Q-par Angus Ltd., a microwave development and research company based in Leominster, UK, is offering a new capability for the analysis and design of anisotropic meta-materials. Based on a formulation by Rikte, the improved method provides a well-conditioned scheme for the analysis of multi-layer structures with general bi-anisotropy containing Frequency Selective Surfaces (FSS).

The method provides a determination of reflection and transmission of plane waves through a medium consisting of multiple layers of bi-anisotropic materials and FSS (modeled as anisotropic impedance surfaces). The materials may feature arbitrary losses and dispersion. When used in conjunction with additional software, e.g. from Computer Simulation Technology (CST), Q-par now offers a design route to: (a) determine what combination of anisotropic materials are needed for a particular task and (b) how to synthesize such material.

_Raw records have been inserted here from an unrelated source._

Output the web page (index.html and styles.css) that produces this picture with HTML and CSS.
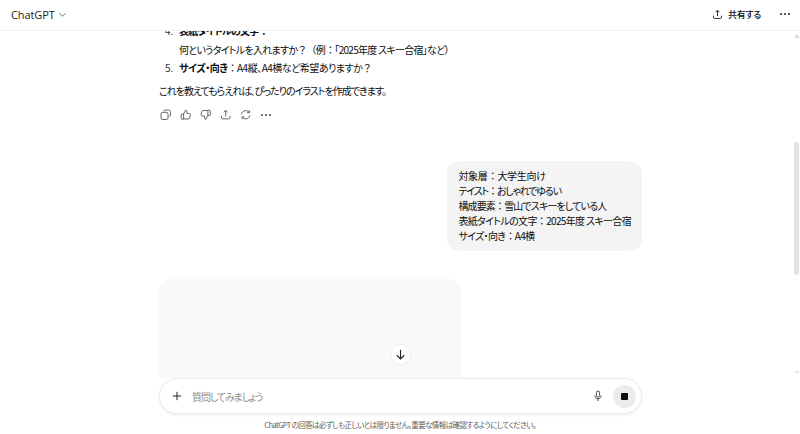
FILE: index.html
```html
<!DOCTYPE html>
<html lang="ja">
<head>
<meta charset="utf-8">
<title>ChatGPT</title>
<link rel="stylesheet" href="styles.css">
</head>
<body>
<div class="app">
  <header class="topbar">
    <div class="model">ChatGPT
      <svg class="chev" viewBox="0 0 10 10"><path d="M1.5 3.5 5 7l3.5-3.5"/></svg>
    </div>
    <div class="top-actions">
      <div class="share">
        <svg class="ico" viewBox="0 0 14 14"><path d="M7 9V1.8M4.6 4 7 1.6 9.4 4M1.8 8.5v1.8c0 1 .7 1.7 1.7 1.7h7c1 0 1.7-.7 1.7-1.7V8.5"/></svg>
        <span>共有する</span>
      </div>
      <div class="dots"><i></i><i></i><i></i></div>
    </div>
  </header>
  <main class="chat">
    <div class="thread">
      <ol class="list" start="4">
        <li class="item"><span class="num">4.</span><div class="tight-long"><b>表紙タイトルの文字<span class="fw">：</span></b><br>何というタイトルを入れますか<span class="fw">？（</span>例<span class="fw">：</span>「2025年度 スキー合宿」など）</div></li>
        <li class="item"><span class="num">5.</span><div class="tight-short"><b>サイズ・向き</b><span class="fw">：</span>A4縦、A4横など希望ありますか<span class="fw">？</span></div></li>
      </ol>
      <p class="para">これを教えてもらえれば、ぴったりのイラストを作成できます。</p>
      <div class="actions">
        <svg class="act" viewBox="0 0 14 14"><rect x="1.2" y="4" width="8.6" height="8.8" rx="2.4"/><path d="M4.4 2.6c.3-.9 1-1.4 2-1.4h3.6c1.6 0 2.8 1.2 2.8 2.8v3.4c0 1-.5 1.7-1.3 2"/></svg>
        <svg class="act" viewBox="0 0 14 14"><path d="M4.4 6.2 6.8 1.4c1 0 1.7.8 1.7 1.8v2.2h2.7c1 0 1.6.9 1.4 1.8l-.8 3.6c-.2.8-.8 1.4-1.7 1.4H4.4zM4.4 6.2H2.6c-.7 0-1.2.5-1.2 1.2v3.9c0 .7.5 1.2 1.2 1.2h1.8"/></svg>
        <svg class="act" viewBox="0 0 14 14"><path d="M9.6 7.8 7.2 12.6c-1 0-1.7-.8-1.7-1.8V8.6H2.8c-1 0-1.6-.9-1.4-1.8l.8-3.6c.2-.8.8-1.4 1.7-1.4h5.7zM9.6 7.8h1.8c.7 0 1.2-.5 1.2-1.2V2.7c0-.7-.5-1.2-1.2-1.2H9.6"/></svg>
        <svg class="act" viewBox="0 0 14 14"><path d="M7 9V1.8M4.6 4 7 1.6 9.4 4M1.8 8.5v1.8c0 1 .7 1.7 1.7 1.7h7c1 0 1.7-.7 1.7-1.7V8.5"/></svg>
        <svg class="act" viewBox="0 0 14 14"><path d="M2 6.2C2.4 3.6 4.5 2 7 2c1.8 0 3.2.8 4.2 2.2M11.4 1.6v2.8H8.6M12 7.8c-.4 2.6-2.5 4.2-5 4.2-1.8 0-3.2-.8-4.2-2.2M2.6 12.4V9.6h2.8"/></svg>
        <div class="dots small"><i></i><i></i><i></i></div>
      </div>
      <div class="bubble-row">
        <div class="bubble">
          <div class="tight-0">対象層<span class="fw">：</span>大学生向け</div>
          <div class="tight-3">テイスト<span class="fw">：</span>おしゃれでゆるい</div>
          <div class="tight-2">構成要素<span class="fw">：</span>雪山でスキーをしている人</div>
          <div class="tight-1">表紙タイトルの文字<span class="fw">：</span>2025年度 スキー合宿</div>
          <div class="tight-1">サイズ・向き<span class="fw">：</span>A4横</div>
        </div>
      </div>
      <div class="image-card"></div>
    </div>
    <button class="scroll-down" type="button" aria-label="下へスクロール">
      <svg viewBox="0 0 14 14"><path d="M7 2v9.6M3 7.8l4 4 4-4"/></svg>
    </button>
    <div class="scrollbar"><span class="arrow up"></span><span class="thumb"></span><span class="arrow down"></span></div>
  </main>
  <section class="composer-wrap">
    <div class="composer">
      <svg class="plus" viewBox="0 0 12 12"><path d="M6 1v10M1 6h10"/></svg>
      <span class="placeholder">質問してみましょう</span>
      <svg class="mic" viewBox="0 0 14 16"><rect x="4.8" y="1" width="4.4" height="8.6" rx="2.2"/><path d="M2.6 7.2c0 2.8 1.8 4.6 4.4 4.6s4.4-1.8 4.4-4.6M7 11.8V15"/></svg>
      <div class="stop"><span></span></div>
    </div>
    <p class="disclaimer">ChatGPT の回答は必ずしも正しいとは限りません。重要な情報は確認するようにしてください。</p>
  </section>
</div>
</body>
</html>
```
FILE: styles.css
```css
* { box-sizing: border-box; }
html, body { margin: 0; height: 100%; background: #fff; }
body {
  font-family: "Noto Sans CJK JP", "Open Sans", sans-serif;
  font-size: 10px;
  font-feature-settings: "palt";
  color: #0d0d0d;
  overflow: hidden;
}
.fw { font-feature-settings: normal; }
.tight-0 { letter-spacing: -.25px; }
.tight-1 { letter-spacing: -.65px; }
.tight-2 { letter-spacing: -.85px; }
.tight-3 { letter-spacing: -1.15px; }
.tight-long { letter-spacing: -.72px; }
.tight-short { letter-spacing: -.5px; }
.app { display: flex; flex-direction: column; height: 434px; }
.topbar {
  height: 31px;
  flex: none;
  display: flex;
  align-items: center;
  justify-content: space-between;
  padding: 0 10px 2px 11px;
  border-bottom: 1px solid #f2f2f2;
  position: relative;
  z-index: 2;
  background: #fff;
}
.model {
  display: flex;
  align-items: center;
  gap: 3px;
  font-family: "Open Sans", sans-serif;
  font-size: 11px;
  letter-spacing: -.1px;
  color: #1a1a1a;
}
.chev { width: 9px; height: 9px; fill: none; stroke: #666; stroke-width: 1; }
.top-actions { display: flex; align-items: center; gap: 19px; }
.share { display: flex; align-items: center; gap: 5px; font-size: 9px; font-weight: 500; letter-spacing: -.3px; }
.ico { width: 11px; height: 11px; fill: none; stroke: #222; stroke-width: 1.2; }
.dots { display: flex; gap: 2px; }
.dots i { width: 2px; height: 2px; border-radius: 50%; background: #222; }
.chat { flex: 1; min-height: 0; position: relative; overflow: hidden; }
.thread { width: 484px; margin: -9px 0 0 158px; }
.list { list-style: none; margin: 0; padding: 0; line-height: 18.5px; }
.item { display: flex; }
.num { width: 21px; padding-left: 7px; flex: none; color: #333; }
.item b { font-weight: 700; }
.para { margin: 4px 0 0 1px; line-height: 18.5px; letter-spacing: -1px; }
.actions { display: flex; align-items: center; gap: 8.5px; margin-top: 8px; height: 14px; padding-left: 2px; }
.act { width: 11.5px; height: 11.5px; fill: none; stroke: #444; stroke-width: 1; flex: none; }
.dots.small { margin-left: 1px; }
.dots.small i { background: #444; }
.bubble-row { display: flex; justify-content: flex-end; margin-top: 39px; }
.bubble {
  background: #f4f4f4;
  border-radius: 12px;
  padding: 7px 11px;
  line-height: 15.1px;
  height: 90px;
}
.image-card { width: 302px; height: 240px; margin-top: 28px; background: #f9f9f9; border-radius: 12px; margin-left: 1px; }
.scroll-down {
  position: absolute;
  left: 390px;
  top: 313px;
  width: 21px;
  height: 21px;
  padding: 3px;
  border-radius: 50%;
  border: 1px solid #ececec;
  background: #fff;
  display: flex;
}
.scroll-down svg { width: 100%; height: 100%; fill: none; stroke: #222; stroke-width: 1.2; }
.scrollbar {
  position: absolute;
  right: 0;
  top: 0;
  bottom: 0;
  width: 7px;
}
.thumb { position: absolute; left: 1px; top: 111px; width: 5px; height: 133px; border-radius: 3px; background: #e3e3e3; }
.arrow { position: absolute; left: 1px; width: 0; height: 0; border: 3px solid transparent; }
.arrow.up { top: 0; border-bottom: 4px solid #ddd; }
.arrow.down { bottom: 0; border-top: 4px solid #eee; }
.composer-wrap { flex: none; height: 56px; background: #fff; position: relative; }
.composer {
  width: 483px;
  height: 36px;
  margin-left: 159px;
  display: flex;
  align-items: center;
  padding: 0 5px 0 12px;
  border: 1px solid #ececec;
  border-radius: 18px;
  background: #fff;
  box-shadow: 0 1px 3px rgba(0,0,0,.08);
}
.plus { width: 10px; height: 10px; fill: none; stroke: #222; stroke-width: 1.2; flex: none; }
.placeholder { flex: 1; margin-left: 10px; color: #8f8f8f; letter-spacing: -1.1px; }
.mic { width: 10px; height: 12px; fill: none; stroke: #222; stroke-width: 1.1; flex: none; margin-right: 10px; }
.stop { width: 23px; height: 23px; border-radius: 50%; background: #ececec; display: flex; align-items: center; justify-content: center; flex: none; }
.stop span { width: 7px; height: 7px; background: #0d0d0d; border-radius: 1px; }
.disclaimer { margin: 5px 0 0; text-align: center; font-size: 7.5px; line-height: 12px; color: #5d5d5d; letter-spacing: -.6px; }
```
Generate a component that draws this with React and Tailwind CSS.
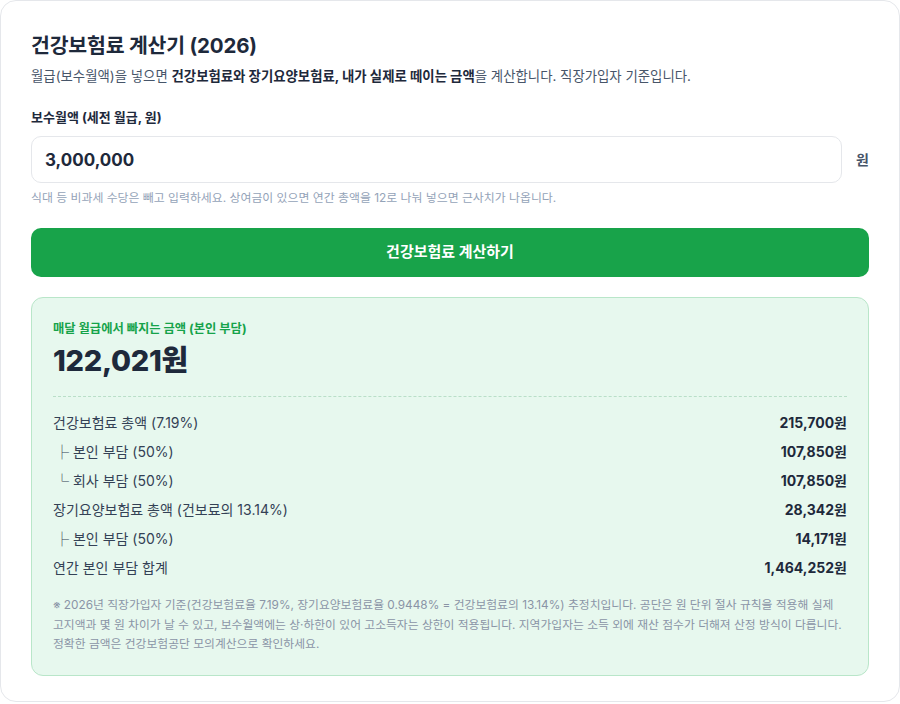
import { useState } from 'react';

const rows = [
  { label: '건강보험료 총액 (7.19%)', value: '215,700원' },
  { label: '├ 본인 부담 (50%)', value: '107,850원', sub: true },
  { label: '└ 회사 부담 (50%)', value: '107,850원', sub: true },
  { label: '장기요양보험료 총액 (건보료의 13.14%)', value: '28,342원' },
  { label: '├ 본인 부담 (50%)', value: '14,171원', sub: true },
  { label: '연간 본인 부담 합계', value: '1,464,252원' },
];

export default function App() {
  const [salary, setSalary] = useState('3,000,000');

  return (
    <div
      className="w-[900px] h-[704px] bg-white"
      style={{ fontFamily: 'Inter, "Noto Sans CJK KR", sans-serif' }}
    >
      <div className="h-[702px] rounded-2xl border border-gray-200 bg-white px-[30px] pt-[33px] text-[#1e293b]">
        <h1 className="text-[20.5px] font-bold leading-[24px] tracking-[-0.2px]">건강보험료 계산기 (2026)</h1>
        <p className="mt-[9px] text-[13.4px] leading-[18px] text-[#475569]">
          월급(보수월액)을 넣으면 <b className="font-bold text-[#1e293b]">건강보험료와 장기요양보험료, 내가 실제로 떼이는 금액</b>을 계산합니다. 직장가입자 기준입니다.
        </p>

        <label className="mt-[23px] block text-[13px] font-bold leading-[18px] text-[#1e293b]">보수월액 (세전 월급, 원)</label>
        <div className="mt-[10px] flex items-center gap-[14px]">
          <input
            value={salary}
            onChange={(e) => setSalary(e.target.value)}
            className="h-[47px] flex-1 rounded-[10px] border border-gray-200 bg-white px-[13px] text-[17px] font-bold text-[#1e293b] outline-none"
          />
          <span className="text-[14px] font-bold text-[#475569]">원</span>
        </div>
        <p className="mt-[7px] text-[11.9px] leading-[16px] text-[#94a3b8]">
          식대 등 비과세 수당은 빼고 입력하세요. 상여금이 있으면 연간 총액을 12로 나눠 넣으면 근사치가 나옵니다.
        </p>

        <button className="mt-[22px] h-[49px] w-full rounded-[10px] bg-[#18a34a] text-[15px] font-bold text-white">
          건강보험료 계산하기
        </button>

        <div className="mt-[20px] rounded-[12px] border border-[#b9e6c9] bg-[#e7f8ee] px-[21px] pb-[20px] pt-[23px]">
          <div className="text-[12.3px] font-bold leading-[16px] text-[#16a34a]">매달 월급에서 빠지는 금액 (본인 부담)</div>
          <div className="mt-[6px] text-[29px] font-extrabold leading-[36px] tracking-[-0.3px] text-[#1e293b]">122,021원</div>
          <div className="mt-[17px] border-t border-dashed border-[#b9dfc8]" />
          <div className="mt-[11px] flex flex-col">
            {rows.map((r, i) => (
              <div key={i} className="flex h-[29px] items-center justify-between text-[14px]">
                <span className={r.sub ? 'pl-[2px] text-[#334155]' : 'text-[#334155]'}>{r.label}</span>
                <span className="font-bold text-[#1e293b]">{r.value}</span>
              </div>
            ))}
          </div>
          <p className="mt-[14px] text-[11.8px] leading-[19.5px] text-[#8a94a6]">
            ※ 2026년 직장가입자 기준(건강보험료율 7.19%, 장기요양보험료율 0.9448% = 건강보험료의 13.14%) 추정치입니다. 공단은 원 단위 절사 규칙을 적용해 실제 고지액과 몇 원 차이가 날 수 있고, 보수월액에는 상·하한이 있어 고소득자는 상한이 적용됩니다. 지역가입자는 소득 외에 재산 점수가 더해져 산정 방식이 다릅니다. 정확한 금액은 건강보험공단 모의계산으로 확인하세요.
          </p>
        </div>
      </div>
    </div>
  );
}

Current applications include: the design of high power polarization converters over large bandwidths and large ranges of angles of incidence, the design of wide bandwidth, large angular range radar absorbent materials and the analysis of non-reciprocal layered materials comprising, for example, magnetically biased ferrites.

Dr. Andrew Mackay, Q-par's Principle Scientist said, “Our bi-anisotropic analysis method makes a novel use of the Singular Value Decomposition algorithm and permits a stable and accurate analysis in the presence of high losses and/or mode-reducing structures such as polarizing grids. The method can safely be embedded within an optimizer for designing high performance devices."

He continued, “Our technical report, which is free to download from our website, provides all the necessary formulation details to permit an electrical engineer to write their own software. Alternatively, Q-par also accepts design work using this software and as a result is well placed to analyze structures or devices where it is believed anisotropic materials could provide significant performance advantages. The application of meta-materials to RF design is a rapidly growing area and Q-par believes its software provides a novel and timely addition to the tools currently available.”